XXL is an American hip hop magazine, published by Townsquare Media, founded in 1997.

History
In August 1997, Harris Publications released the first issue of XXL. It featured rappers Jay-Z and Master P on a double cover. In December 2006, XXL took over the struggling hip-hop producer and DJ magazine Scratch (another publication owned by Harris Publications), re-branding it as XXL Presents Scratch Magazine. However Scratch shut down less than a year later in September 2007.

Other titles with limited runs have been launched under the XXL brand, including Hip-Hop Soul, Eye Candy and Shade45. XXL has released many other special projects including tour programs, mixtapes and exclusive DVDs. XXL also maintains a popular website, which provides daily hip hop news, original content and content from the magazine.

In 2014, Townsquare Media acquired XXL, King and Antenna from Harris Publications.

On October 14, 2014, Townsquare announced it would continue print publication of XXL. In December 2014 the company reported that the magazine would be published on a monthly basis.

Past editors
The magazine's past editors include Reginald C. Dennis (formerly of  The Source), Sheena Lester (former editor-in-chief of RapPages and Vibe music editor), Elliott Wilson (formerly of The Beat-Down Newspaper, ego trip and The Source, currently locked in at #7 slot on The Source's Digital 30 list.) and Datwon Thomas (former editor-in-chief of King).

In May 2009, Datwon Thomas resigned from XXL and executive editor Vanessa Satten, who had been with XXL since 1998, was named the new Editor-in-Chief.

Special releases

In August 2005, Eminem and XXL teamed up to release a special issue titled XXL Presents Shade 45, designed to simultaneously give maximum exposure to his radio station Shade 45, the station's associated radio DJs, the Shady Records label as a whole, and G-Unit Records' artists.

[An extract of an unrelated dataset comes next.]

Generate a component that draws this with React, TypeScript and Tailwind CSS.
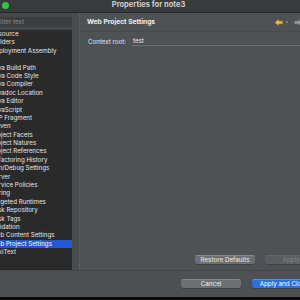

XXL executive publisher Jonathan Rheingold stated that typically magazines based around particular artists were not favorable, but "since Shade 45 is a truly authentic and uncensored rap radio channel, the marriage with the XXL brand made sense," feeling that it would interest rap fans.

In November 2008, XXL released XXL Raps Volume 1, which included music from 50 Cent, G-Unit, Common, Jim Jones, & Fabolous.

In September 2006, XXL put a special 90-minute DVD called XXL DVD Magazine Vol. 1, which featured exclusive interviews and content with big-name rappers such as 50 Cent, Ice Cube, Fat Joe, Paul Wall, & Mike Jones.

On August 20, 2013, XXL marked its sixteenth anniversary by releasing its 150th issue, which featured the first solo cover on the magazine from Drake, along with rappers such as Kendrick Lamar and B.o.B reviewing classic albums.

Annual Freshman Class list

Beginning in 2007 (skipping 2008), XXL releases its annual "Freshman Class" list. The issue features ten artists-to-watch, all appearing on the cover of the magazine. The list has a history of showcasing unknown/underground rappers, as well as artists considered to be on the rise. The list creates significant marketing buzz among listeners and artists alike, and is credited for giving many artists their first taste of fame.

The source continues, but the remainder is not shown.